Job
Set down the data below from its first line to the line holding "string; width: number;", inclusive; omit all pictures.

Given information
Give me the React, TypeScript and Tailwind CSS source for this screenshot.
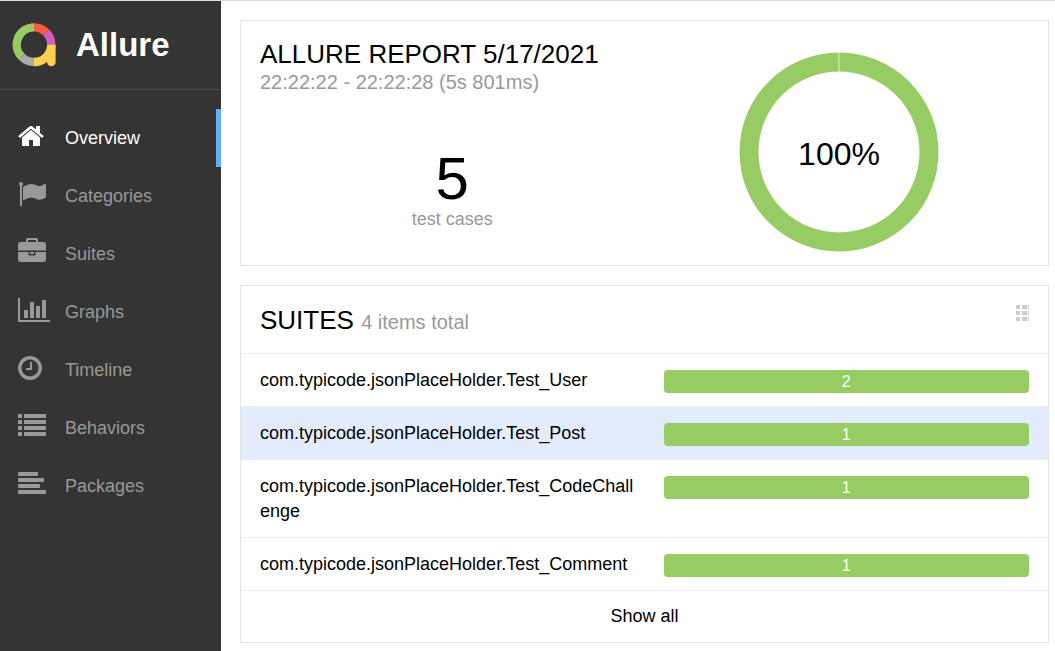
import type { ReactNode } from "react";

type NavItem = { label: string; width: number; icon: ReactNode };

const navItems: NavItem[] = [
  {
    label: "Overview",
    width: 1664,
    icon: (
      <path d="M1408 992v480q0 26-19 45t-45 19h-384v-384h-256v384h-384q-26 0-45-19t-19-45v-480q0-1 .5-3t.5-3l575-474 575 474q1 2 1 6zm223-69l-62 74q-8 9-21 11h-3q-13 0-21-7l-692-577-692 577q-12 8-24 7-13-2-21-11l-62-74q-8-10-7-23.5t11-21.5l719-599q32-26 76-26t76 26l244 204v-195q0-14 9-23t23-9h192q14 0 23 9t9 23v408l219 182q10 8 11 21.5t-7 23.5z" />
    ),
  },
  {
    label: "Categories",
    width: 1792,
    icon: (
      <path d="M320 256q0 72-64 110v1266q0 13-9.5 22.5t-22.5 9.5h-64q-13 0-22.5-9.5t-9.5-22.5v-1266q-64-38-64-110 0-53 37.5-90.5t90.5-37.5 90.5 37.5 37.5 90.5zm1472 64v763q0 25-12.5 38.5t-39.5 27.5q-215 116-369 116-61 0-123.5-22t-108.5-48-115.5-48-142.5-22q-192 0-464 146-17 9-33 9-26 0-45-19t-19-45v-742q0-32 31-55 21-14 79-43 236-120 421-120 107 0 200 29t219 88q38 19 88 19 54 0 117.5-21t110-47 88-47 54.5-21q26 0 45 19t19 45z" />
    ),
  },
  {
    label: "Suites",
    width: 1792,
    icon: (
      <path d="M640 256h512v-128h-512v128zm1152 640v480q0 66-47 113t-113 47h-1472q-66 0-113-47t-47-113v-480h672v160q0 26 19 45t45 19h320q26 0 45-19t19-45v-160h672zm-768 0v128h-256v-128h256zm768-480v384h-1792v-384q0-66 47-113t113-47h352v-160q0-40 28-68t68-28h576q40 0 68 28t28 68v160h352q66 0 113 47t47 113z" />
    ),
  },
  {
    label: "Graphs",
    width: 2048,
    icon: (
      <path d="M640 896v512h-256v-512h256zm384-512v1024h-256v-1024h256zm1024 1152v128h-2048v-1536h128v1408h1920zm-640-896v768h-256v-768h256zm384-384v1152h-256v-1152h256z" />
    ),
  },
  {
    label: "Timeline",
    width: 1536,
    icon: (
      <path d="M896 544v448q0 14-9 23t-23 9h-320q-14 0-23-9t-9-23v-64q0-14 9-23t23-9h224v-352q0-14 9-23t23-9h64q14 0 23 9t9 23zm416 352q0-148-73-273t-198-198-273-73-273 73-198 198-73 273 73 273 198 198 273 73 273-73 198-198 73-273zm224 0q0 209-103 385.5t-279.5 279.5-385.5 103-385.5-103-279.5-279.5-103-385.5 103-385.5 279.5-279.5 385.5-103 385.5 103 279.5 279.5 103 385.5z" />
    ),
  },
  {
    label: "Behaviors",
    width: 1792,
    icon: (
      <g>
        {[128, 512, 896, 1280].map((y) => (
          <g key={y}>
            <rect x="0" y={y} width="256" height="256" rx="32" />
            <rect x="384" y={y} width="1408" height="256" rx="32" />
          </g>
        ))}
      </g>
    ),
  },
  {
    label: "Packages",
    width: 1792,
    icon: (
      <g>
        <rect x="0" y="128" width="1280" height="256" rx="64" />
        <rect x="0" y="512" width="1664" height="256" rx="64" />
        <rect x="0" y="896" width="1408" height="256" rx="64" />
        <rect x="0" y="1280" width="1792" height="256" rx="64" />
      </g>
    ),
  },
];

const suites = [
  { name: "com.typicode.jsonPlaceHolder.Test_User", passed: 2 },
  { name: "com.typicode.jsonPlaceHolder.Test_Post", passed: 1 },
  { name: "com.typicode.jsonPlaceHolder.Test_CodeChallenge", passed: 1 },
  { name: "com.typicode.jsonPlaceHolder.Test_Comment", passed: 1 },
];

function Logo() {
  return (
    <svg width="44" height="44" viewBox="0 0 44 44" fill="none" strokeWidth="8.4" aria-hidden="true">
      <path d="M9.8 33.9A17.3 17.3 0 0 1 22 4.4" stroke="#97cc64" />
      <path d="M22 4.4A17.3 17.3 0 0 1 34.2 9.5" stroke="#fd5a3e" />
      <path d="M34.2 9.5A17.3 17.3 0 0 1 39.3 21.7" stroke="#d35ebe" />
      <path d="M22 39A17.3 17.3 0 0 1 9.8 33.9" stroke="#aaaaaa" />
      <path d="M39.3 21.7A17.3 17.3 0 0 1 22 39" stroke="#ffd050" />
      <path d="M35.1 21.7h8.5v17.4a4.2 4.2 0 0 1-8.5 0z" fill="#ffd050" stroke="none" />
    </svg>
  );
}

function Sidebar() {
  return (
    <aside className="w-[221px] shrink-0 bg-[#343434]">
      <div className="flex h-[89px] items-center gap-5 border-b border-[#505050] pl-3">
        <Logo />
        <span className="text-[33px] leading-10 font-bold text-white">Allure</span>
      </div>
      <nav className="pt-[19px]">
        {navItems.map((item, index) => (
          <a
            key={item.label}
            href={`#${item.label.toLowerCase()}`}
            aria-current={index === 0 ? "page" : undefined}
            className={
              index === 0
                ? "flex h-[58px] items-center border-r-5 border-[#5fb0f5] pl-[18px] text-white"
                : "flex h-[58px] items-center border-r-5 border-transparent pl-[18px] text-[#999999]"
            }
          >
            <span className="w-[47px] pb-1">
              <svg
                width={item.width / 64}
                height="28"
                viewBox={`0 0 ${item.width} 1792`}
                fill="currentColor"
                aria-hidden="true"
              >
                {item.icon}
              </svg>
            </span>
            <span className="text-lg leading-7">{item.label}</span>
          </a>
        ))}
      </nav>
    </aside>
  );
}

function Summary() {
  return (
    <section className="grid h-[246px] grid-cols-2 border border-[#e4e4e4] px-[19px] pt-[19px]">
      <div>
        <h1 className="text-[26px] leading-7">ALLURE REPORT 5/17/2021</h1>
        <p className="text-xl leading-7 text-[#999999]">22:22:22 - 22:22:28 (5s 801ms)</p>
        <div className="pt-[53px] text-center">
          <div className="text-[60px] leading-[60px]">5</div>
          <div className="text-lg leading-5 text-[#999999]">test cases</div>
        </div>
      </div>
      <div className="flex items-start justify-center pt-3 pl-1">
        <svg width="200" height="200" viewBox="0 0 200 200" role="img" aria-label="100% passed">
          <circle cx="100" cy="100" r="90" fill="none" stroke="#97cc64" strokeWidth="19" />
          <path d="M100 0v20" stroke="#ffffff" strokeOpacity=".7" />
          <text x="100" y="113" textAnchor="middle" fontSize="32" fill="#000000">
            100%
          </text>
        </svg>
      </div>
    </section>
  );
}

function Suites() {
  return (
    <section className="border border-[#e4e4e4]">
      <header className="flex h-[68px] items-center justify-between border-b border-[#ececec] px-[19px]">
        <h2 className="text-[26px] leading-8">
          SUITES <small className="text-xl text-[#999999]">4 items total</small>
        </h2>
        <button type="button" aria-label="Move widget" className="pb-3">
          <svg width="13" height="17" viewBox="0 0 13 17" fill="#cccccc" aria-hidden="true">
            {[0, 6, 12].map((y) => (
              <g key={y}>
                <rect x="0" y={y} width="4" height="4" />
                <rect x="6" y={y} width="5" height="4" />
                <rect x="12" y={y} width="1" height="4" />
              </g>
            ))}
          </svg>
        </button>
      </header>
      <ul>
        {suites.map((suite, index) => (
          <li key={suite.name} className="border-b border-[#ececec]">
            <a
              href="#suites"
              className={index === 1 ? "grid grid-cols-2 bg-[#e3ecfd]" : "grid grid-cols-2"}
            >
              <span className="pt-[14px] pr-2 pb-[13px] pl-[19px] text-lg leading-[25px] break-all">
                {suite.name}
              </span>
              <span className="px-[19px] pt-4">
                <span className="block h-[23px] rounded-sm bg-[#97cc64] text-center text-base leading-[23px] text-white">
                  {suite.passed}
                </span>
              </span>
            </a>
          </li>
        ))}
      </ul>
      <a href="#suites" className="block py-[13px] text-center text-lg leading-[25px]">
        Show all
      </a>
    </section>
  );
}

export default function App() {
  return (
    <div className="flex min-h-screen flex-col bg-white font-['Liberation_Sans',Arial,sans-serif] text-black">
      <div className="h-px bg-[#dcdde1]" />
      <div className="flex flex-1">
        <Sidebar />
        <main className="flex min-w-0 flex-1 flex-col gap-[19px] pt-[19px] pr-[6px] pb-2 pl-[19px]">
          <Summary />
          <Suites />
        </main>
      </div>
    </div>
  );
}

Output
Give me the React, TypeScript and Tailwind CSS source for this screenshot.
import type { ReactNode } from "react";

type NavItem = { label: string; width: number; icon: ReactNode };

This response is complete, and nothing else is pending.